*** Data shown ***

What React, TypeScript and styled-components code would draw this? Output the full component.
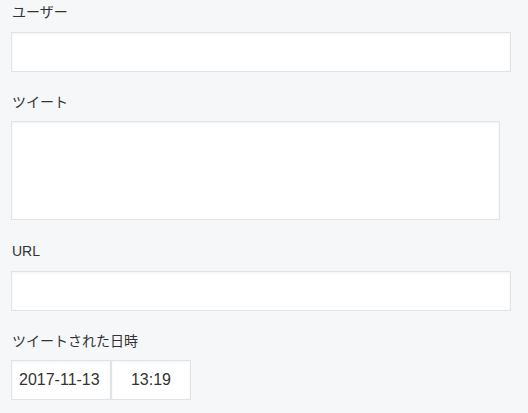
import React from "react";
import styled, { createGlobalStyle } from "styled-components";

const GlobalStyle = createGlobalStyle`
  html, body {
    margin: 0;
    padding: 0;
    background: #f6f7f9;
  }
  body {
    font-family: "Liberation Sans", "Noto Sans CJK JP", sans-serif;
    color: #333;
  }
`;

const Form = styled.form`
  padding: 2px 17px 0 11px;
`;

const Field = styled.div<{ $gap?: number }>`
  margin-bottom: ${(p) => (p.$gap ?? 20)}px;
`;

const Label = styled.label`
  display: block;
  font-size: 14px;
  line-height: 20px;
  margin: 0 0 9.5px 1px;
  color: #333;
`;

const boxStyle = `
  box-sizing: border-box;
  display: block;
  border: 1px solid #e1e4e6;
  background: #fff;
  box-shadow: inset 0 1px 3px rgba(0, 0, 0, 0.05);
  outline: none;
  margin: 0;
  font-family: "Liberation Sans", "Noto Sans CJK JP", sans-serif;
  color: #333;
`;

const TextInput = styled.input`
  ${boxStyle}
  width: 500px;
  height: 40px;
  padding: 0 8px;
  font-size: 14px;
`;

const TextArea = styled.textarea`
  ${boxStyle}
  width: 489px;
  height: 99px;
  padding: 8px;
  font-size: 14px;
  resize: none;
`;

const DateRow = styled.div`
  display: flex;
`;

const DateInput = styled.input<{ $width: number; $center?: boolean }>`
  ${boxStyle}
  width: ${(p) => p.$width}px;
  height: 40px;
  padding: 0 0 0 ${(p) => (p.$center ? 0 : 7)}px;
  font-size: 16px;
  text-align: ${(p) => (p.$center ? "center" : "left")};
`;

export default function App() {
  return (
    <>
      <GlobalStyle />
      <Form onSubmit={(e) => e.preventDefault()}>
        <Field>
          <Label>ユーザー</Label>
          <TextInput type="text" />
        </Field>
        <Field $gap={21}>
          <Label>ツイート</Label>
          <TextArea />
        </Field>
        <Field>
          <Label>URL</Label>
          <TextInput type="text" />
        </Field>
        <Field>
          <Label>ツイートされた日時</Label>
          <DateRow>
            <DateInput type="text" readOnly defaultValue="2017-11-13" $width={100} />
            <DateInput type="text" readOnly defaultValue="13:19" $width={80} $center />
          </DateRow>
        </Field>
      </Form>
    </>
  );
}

***

**Aim of the exercise**
Give all the lines above again, character for character, without pictures.

**Solution**
What React, TypeScript and styled-components code would draw this? Output the full component.
import React from "react";
import styled, { createGlobalStyle } from "styled-components";

const GlobalStyle = createGlobalStyle`
  html, body {
    margin: 0;
    padding: 0;
    background: #f6f7f9;
  }
  body {
    font-family: "Liberation Sans", "Noto Sans CJK JP", sans-serif;
    color: #333;
  }
`;

const Form = styled.form`
  padding: 2px 17px 0 11px;
`;

const Field = styled.div<{ $gap?: number }>`
  margin-bottom: ${(p) => (p.$gap ?? 20)}px;
`;

const Label = styled.label`
  display: block;
  font-size: 14px;
  line-height: 20px;
  margin: 0 0 9.5px 1px;
  color: #333;
`;

const boxStyle = `
  box-sizing: border-box;
  display: block;
  border: 1px solid #e1e4e6;
  background: #fff;
  box-shadow: inset 0 1px 3px rgba(0, 0, 0, 0.05);
  outline: none;
  margin: 0;
  font-family: "Liberation Sans", "Noto Sans CJK JP", sans-serif;
  color: #333;
`;

const TextInput = styled.input`
  ${boxStyle}
  width: 500px;
  height: 40px;
  padding: 0 8px;
  font-size: 14px;
`;

const TextArea = styled.textarea`
  ${boxStyle}
  width: 489px;
  height: 99px;
  padding: 8px;
  font-size: 14px;
  resize: none;
`;

const DateRow = styled.div`
  display: flex;
`;

const DateInput = styled.input<{ $width: number; $center?: boolean }>`
  ${boxStyle}
  width: ${(p) => p.$width}px;
  height: 40px;
  padding: 0 0 0 ${(p) => (p.$center ? 0 : 7)}px;
  font-size: 16px;
  text-align: ${(p) => (p.$center ? "center" : "left")};
`;

export default function App() {
  return (
    <>
      <GlobalStyle />
      <Form onSubmit={(e) => e.preventDefault()}>
        <Field>
          <Label>ユーザー</Label>
          <TextInput type="text" />
        </Field>
        <Field $gap={21}>
          <Label>ツイート</Label>
          <TextArea />
        </Field>
        <Field>
          <Label>URL</Label>
          <TextInput type="text" />
        </Field>
        <Field>
          <Label>ツイートされた日時</Label>
          <DateRow>
            <DateInput type="text" readOnly defaultValue="2017-11-13" $width={100} />
            <DateInput type="text" readOnly defaultValue="13:19" $width={80} $center />
          </DateRow>
        </Field>
      </Form>
    </>
  );
}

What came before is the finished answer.